# OBJECTIVE:
Leave the pictures out and print every record below exactly as it stands.

(Extracted data entries)
start

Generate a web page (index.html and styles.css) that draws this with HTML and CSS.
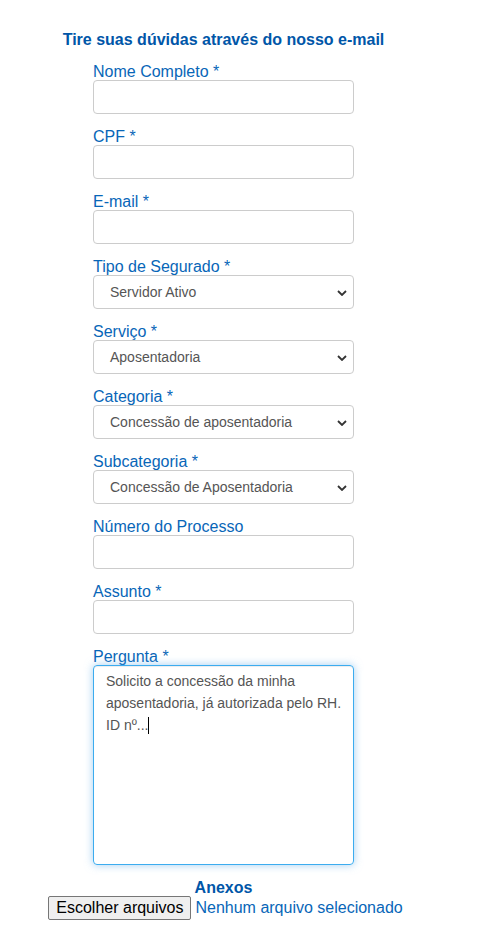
FILE: index.html
```html
<!DOCTYPE html>
<html lang="pt-BR">
<head>
<meta charset="utf-8">
<title>Contato</title>
<link rel="stylesheet" href="styles.css">
</head>
<body>
<div class="page">
  <h2 class="title">Tire suas dúvidas através do nosso e-mail</h2>
  <form class="form">
    <div class="group">
      <label class="label">Nome Completo *</label>
      <input class="control" type="text">
    </div>
    <div class="group">
      <label class="label">CPF *</label>
      <input class="control" type="text">
    </div>
    <div class="group">
      <label class="label">E-mail *</label>
      <input class="control" type="text">
    </div>
    <div class="group">
      <label class="label">Tipo de Segurado *</label>
      <div class="select"><span>Servidor Ativo</span><svg class="chev" viewBox="0 0 10 6" width="10" height="6"><path d="M1 1 L5 5 L9 1" fill="none" stroke="#333" stroke-width="1.8"/></svg></div>
    </div>
    <div class="group">
      <label class="label">Serviço *</label>
      <div class="select"><span>Aposentadoria</span><svg class="chev" viewBox="0 0 10 6" width="10" height="6"><path d="M1 1 L5 5 L9 1" fill="none" stroke="#333" stroke-width="1.8"/></svg></div>
    </div>
    <div class="group">
      <label class="label">Categoria *</label>
      <div class="select"><span>Concessão de aposentadoria</span><svg class="chev" viewBox="0 0 10 6" width="10" height="6"><path d="M1 1 L5 5 L9 1" fill="none" stroke="#333" stroke-width="1.8"/></svg></div>
    </div>
    <div class="group">
      <label class="label">Subcategoria *</label>
      <div class="select"><span>Concessão de Aposentadoria</span><svg class="chev" viewBox="0 0 10 6" width="10" height="6"><path d="M1 1 L5 5 L9 1" fill="none" stroke="#333" stroke-width="1.8"/></svg></div>
    </div>
    <div class="group">
      <label class="label">Número do Processo</label>
      <input class="control" type="text">
    </div>
    <div class="group">
      <label class="label">Assunto *</label>
      <input class="control" type="text">
    </div>
    <div class="group">
      <label class="label">Pergunta *</label>
      <div class="textarea">Solicito a concessão da minha aposentadoria, já autorizada pelo RH. ID nº...<span class="caret"></span></div>
    </div>
  </form>
  <div class="attach">
    <div class="attach-title">Anexos</div>
    <div class="file-row"><button class="file-btn" type="button">Escolher arquivos</button><span class="file-name">Nenhum arquivo selecionado</span></div>
  </div>
</div>
</body>
</html>
```
FILE: styles.css
```css
html, body {
  margin: 0;
  padding: 0;
  background: #fff;
}
body {
  font-family: "Liberation Sans", Arial, sans-serif;
}
.page {
  width: 431px;
  margin-left: 8px;
  padding-top: 30px;
  text-align: center;
}
.title {
  margin: 0 0 13px 0;
  font-size: 16px;
  font-weight: bold;
  color: #0056a8;
  line-height: 20px;
}
.form {
  width: 261px;
  margin: 0 auto;
  text-align: left;
  display: flex;
  flex-direction: column;
  gap: 14px;
}
.group {
  display: flex;
  flex-direction: column;
}
.label {
  font-size: 16px;
  line-height: 17px;
  color: #0866b8;
}
.control {
  box-sizing: border-box;
  width: 261px;
  height: 34px;
  margin: 0;
  border: 1px solid #ccc;
  border-radius: 4px;
  background: #fff;
  font: 14px "Liberation Sans", Arial, sans-serif;
  outline: none;
}
.select {
  box-sizing: border-box;
  width: 261px;
  height: 34px;
  border: 1px solid #ccc;
  border-radius: 4px;
  background: #fff;
  display: flex;
  align-items: center;
  justify-content: space-between;
  padding: 0 6px 0 16px;
  font-size: 14px;
  color: #555;
}
.chev {
  display: block;
  margin-top: 1px;
}
.textarea {
  box-sizing: border-box;
  width: 261px;
  height: 200px;
  border: 1px solid #3cacef;
  border-radius: 4px;
  box-shadow: inset 0 1px 1px rgba(0,0,0,.075), 0 0 8px rgba(102,175,233,.6);
  padding: 4px 4px 6px 12px;
  font-size: 14px;
  line-height: 22px;
  color: #555;
}
.caret {
  display: inline-block;
  width: 1px;
  height: 17px;
  background: #000;
  vertical-align: -4px;
}
.attach {
  margin-top: 14px;
}
.attach-title {
  font-size: 16px;
  font-weight: bold;
  color: #0056a8;
  line-height: 17px;
}
.file-row {
  display: flex;
  justify-content: center;
  align-items: center;
  gap: 4px;
  margin-left: 4px;
}
.file-btn {
  font: 16px "Liberation Sans", Arial, sans-serif;
  color: #000;
  background: #efefef;
  border: 1px solid #767676;
  border-radius: 2px;
  padding: 1px 7px;
  height: 24px;
  line-height: 18px;
}
.file-name {
  font-size: 16px;
  color: #0866b8;
}
```
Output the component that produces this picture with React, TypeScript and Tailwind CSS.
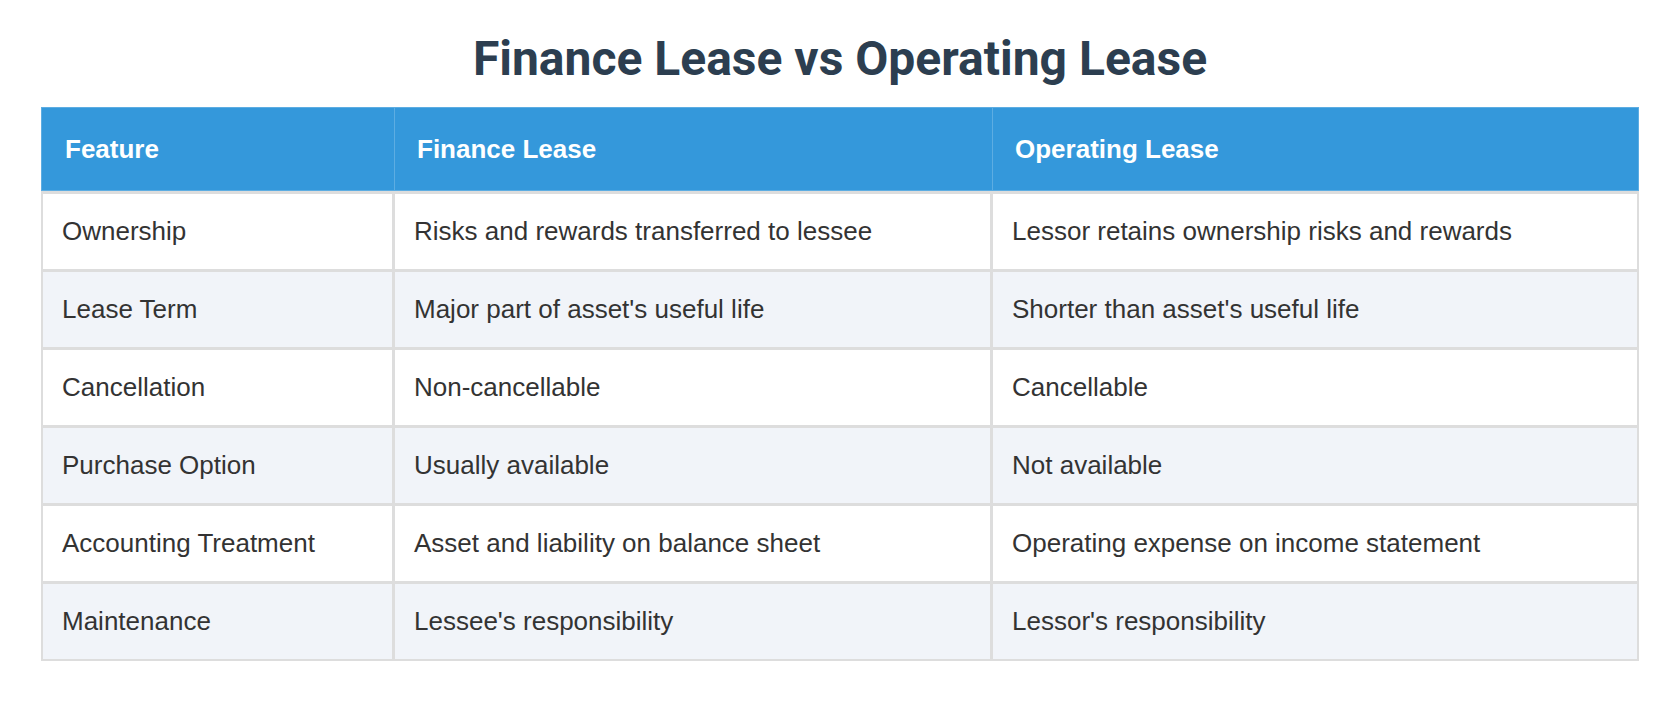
import React from 'react';

interface LeaseRow {
  feature: string;
  finance: string;
  operating: string;
}

const rows: LeaseRow[] = [
  { feature: 'Ownership', finance: 'Risks and rewards transferred to lessee', operating: 'Lessor retains ownership risks and rewards' },
  { feature: 'Lease Term', finance: "Major part of asset's useful life", operating: "Shorter than asset's useful life" },
  { feature: 'Cancellation', finance: 'Non-cancellable', operating: 'Cancellable' },
  { feature: 'Purchase Option', finance: 'Usually available', operating: 'Not available' },
  { feature: 'Accounting Treatment', finance: 'Asset and liability on balance sheet', operating: 'Operating expense on income statement' },
  { feature: 'Maintenance', finance: "Lessee's responsibility", operating: "Lessor's responsibility" },
];

const App: React.FC = () => {
  return (
    <div className="min-h-[704px] bg-white px-[41px] pt-[31px]">
      <h1 className="text-center text-[48px] font-bold leading-[56px] text-[#2c3e50] font-['Roboto',sans-serif]">
        Finance Lease vs Operating Lease
      </h1>

      <div className="mt-[20px] font-['Liberation_Sans',Arial,sans-serif] text-[26px]">
        {/* header */}
        <div className="grid grid-cols-[352px_598px_1fr] bg-[#3498db] text-white font-bold border border-[#5dade2]">
          <div className="h-[82px] flex items-center px-[23px]">Feature</div>
          <div className="h-[82px] flex items-center px-[22px] border-l border-[#5dade2]">Finance Lease</div>
          <div className="h-[82px] flex items-center px-[22px] border-l border-[#5dade2]">Operating Lease</div>
        </div>

        {/* body */}
        <div className="border-x-2 border-b-2 border-[#dddddd] text-[#333333]">
          {rows.map((row, i) => (
            <div
              key={row.feature}
              className={`grid grid-cols-[349px_598px_1fr] border-t-[3px] border-[#dddddd] ${i % 2 === 1 ? 'bg-[#f1f4f9]' : 'bg-white'}`}
            >
              <div className="h-[75px] flex items-center px-[19px]">{row.feature}</div>
              <div className="h-[75px] flex items-center px-[19px] border-l-[3px] border-[#dddddd]">{row.finance}</div>
              <div className="h-[75px] flex items-center px-[19px] border-l-[3px] border-[#dddddd]">{row.operating}</div>
            </div>
          ))}
        </div>
      </div>
    </div>
  );
};

export default App;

end

# CORRECT RESPONSE:
Generate a web page (index.html and styles.css) that draws this with HTML and CSS.
FILE: index.html
```html
<!DOCTYPE html>
<html lang="pt-BR">
<head>
<meta charset="utf-8">
<title>Contato</title>
<link rel="stylesheet" href="styles.css">
</head>
<body>
<div class="page">
  <h2 class="title">Tire suas dúvidas através do nosso e-mail</h2>
  <form class="form">
    <div class="group">
      <label class="label">Nome Completo *</label>
      <input class="control" type="text">
    </div>
    <div class="group">
      <label class="label">CPF *</label>
      <input class="control" type="text">
    </div>
    <div class="group">
      <label class="label">E-mail *</label>
      <input class="control" type="text">
    </div>
    <div class="group">
      <label class="label">Tipo de Segurado *</label>
      <div class="select"><span>Servidor Ativo</span><svg class="chev" viewBox="0 0 10 6" width="10" height="6"><path d="M1 1 L5 5 L9 1" fill="none" stroke="#333" stroke-width="1.8"/></svg></div>
    </div>
    <div class="group">
      <label class="label">Serviço *</label>
      <div class="select"><span>Aposentadoria</span><svg class="chev" viewBox="0 0 10 6" width="10" height="6"><path d="M1 1 L5 5 L9 1" fill="none" stroke="#333" stroke-width="1.8"/></svg></div>
    </div>
    <div class="group">
      <label class="label">Categoria *</label>
      <div class="select"><span>Concessão de aposentadoria</span><svg class="chev" viewBox="0 0 10 6" width="10" height="6"><path d="M1 1 L5 5 L9 1" fill="none" stroke="#333" stroke-width="1.8"/></svg></div>
    </div>
    <div class="group">
      <label class="label">Subcategoria *</label>
      <div class="select"><span>Concessão de Aposentadoria</span><svg class="chev" viewBox="0 0 10 6" width="10" height="6"><path d="M1 1 L5 5 L9 1" fill="none" stroke="#333" stroke-width="1.8"/></svg></div>
    </div>
    <div class="group">
      <label class="label">Número do Processo</label>
      <input class="control" type="text">
    </div>
    <div class="group">
      <label class="label">Assunto *</label>
      <input class="control" type="text">
    </div>
    <div class="group">
      <label class="label">Pergunta *</label>
      <div class="textarea">Solicito a concessão da minha aposentadoria, já autorizada pelo RH. ID nº...<span class="caret"></span></div>
    </div>
  </form>
  <div class="attach">
    <div class="attach-title">Anexos</div>
    <div class="file-row"><button class="file-btn" type="button">Escolher arquivos</button><span class="file-name">Nenhum arquivo selecionado</span></div>
  </div>
</div>
</body>
</html>
```
FILE: styles.css
```css
html, body {
  margin: 0;
  padding: 0;
  background: #fff;
}
body {
  font-family: "Liberation Sans", Arial, sans-serif;
}
.page {
  width: 431px;
  margin-left: 8px;
  padding-top: 30px;
  text-align: center;
}
.title {
  margin: 0 0 13px 0;
  font-size: 16px;
  font-weight: bold;
  color: #0056a8;
  line-height: 20px;
}
.form {
  width: 261px;
  margin: 0 auto;
  text-align: left;
  display: flex;
  flex-direction: column;
  gap: 14px;
}
.group {
  display: flex;
  flex-direction: column;
}
.label {
  font-size: 16px;
  line-height: 17px;
  color: #0866b8;
}
.control {
  box-sizing: border-box;
  width: 261px;
  height: 34px;
  margin: 0;
  border: 1px solid #ccc;
  border-radius: 4px;
  background: #fff;
  font: 14px "Liberation Sans", Arial, sans-serif;
  outline: none;
}
.select {
  box-sizing: border-box;
  width: 261px;
  height: 34px;
  border: 1px solid #ccc;
  border-radius: 4px;
  background: #fff;
  display: flex;
  align-items: center;
  justify-content: space-between;
  padding: 0 6px 0 16px;
  font-size: 14px;
  color: #555;
}
.chev {
  display: block;
  margin-top: 1px;
}
.textarea {
  box-sizing: border-box;
  width: 261px;
  height: 200px;
  border: 1px solid #3cacef;
  border-radius: 4px;
  box-shadow: inset 0 1px 1px rgba(0,0,0,.075), 0 0 8px rgba(102,175,233,.6);
  padding: 4px 4px 6px 12px;
  font-size: 14px;
  line-height: 22px;
  color: #555;
}
.caret {
  display: inline-block;
  width: 1px;
  height: 17px;
  background: #000;
  vertical-align: -4px;
}
.attach {
  margin-top: 14px;
}
.attach-title {
  font-size: 16px;
  font-weight: bold;
  color: #0056a8;
  line-height: 17px;
}
.file-row {
  display: flex;
  justify-content: center;
  align-items: center;
  gap: 4px;
  margin-left: 4px;
}
.file-btn {
  font: 16px "Liberation Sans", Arial, sans-serif;
  color: #000;
  background: #efefef;
  border: 1px solid #767676;
  border-radius: 2px;
  padding: 1px 7px;
  height: 24px;
  line-height: 18px;
}
.file-name {
  font-size: 16px;
  color: #0866b8;
}
```
Output the component that produces this picture with React, TypeScript and Tailwind CSS.
import React from 'react';

interface LeaseRow {
  feature: string;
  finance: string;
  operating: string;
}

const rows: LeaseRow[] = [
  { feature: 'Ownership', finance: 'Risks and rewards transferred to lessee', operating: 'Lessor retains ownership risks and rewards' },
  { feature: 'Lease Term', finance: "Major part of asset's useful life", operating: "Shorter than asset's useful life" },
  { feature: 'Cancellation', finance: 'Non-cancellable', operating: 'Cancellable' },
  { feature: 'Purchase Option', finance: 'Usually available', operating: 'Not available' },
  { feature: 'Accounting Treatment', finance: 'Asset and liability on balance sheet', operating: 'Operating expense on income statement' },
  { feature: 'Maintenance', finance: "Lessee's responsibility", operating: "Lessor's responsibility" },
];

const App: React.FC = () => {
  return (
    <div className="min-h-[704px] bg-white px-[41px] pt-[31px]">
      <h1 className="text-center text-[48px] font-bold leading-[56px] text-[#2c3e50] font-['Roboto',sans-serif]">
        Finance Lease vs Operating Lease
      </h1>

      <div className="mt-[20px] font-['Liberation_Sans',Arial,sans-serif] text-[26px]">
        {/* header */}
        <div className="grid grid-cols-[352px_598px_1fr] bg-[#3498db] text-white font-bold border border-[#5dade2]">
          <div className="h-[82px] flex items-center px-[23px]">Feature</div>
          <div className="h-[82px] flex items-center px-[22px] border-l border-[#5dade2]">Finance Lease</div>
          <div className="h-[82px] flex items-center px-[22px] border-l border-[#5dade2]">Operating Lease</div>
        </div>

        {/* body */}
        <div className="border-x-2 border-b-2 border-[#dddddd] text-[#333333]">
          {rows.map((row, i) => (
            <div
              key={row.feature}
              className={`grid grid-cols-[349px_598px_1fr] border-t-[3px] border-[#dddddd] ${i % 2 === 1 ? 'bg-[#f1f4f9]' : 'bg-white'}`}
            >
              <div className="h-[75px] flex items-center px-[19px]">{row.feature}</div>
              <div className="h-[75px] flex items-center px-[19px] border-l-[3px] border-[#dddddd]">{row.finance}</div>
              <div className="h-[75px] flex items-center px-[19px] border-l-[3px] border-[#dddddd]">{row.operating}</div>
            </div>
          ))}
        </div>
      </div>
    </div>
  );
};

export default App;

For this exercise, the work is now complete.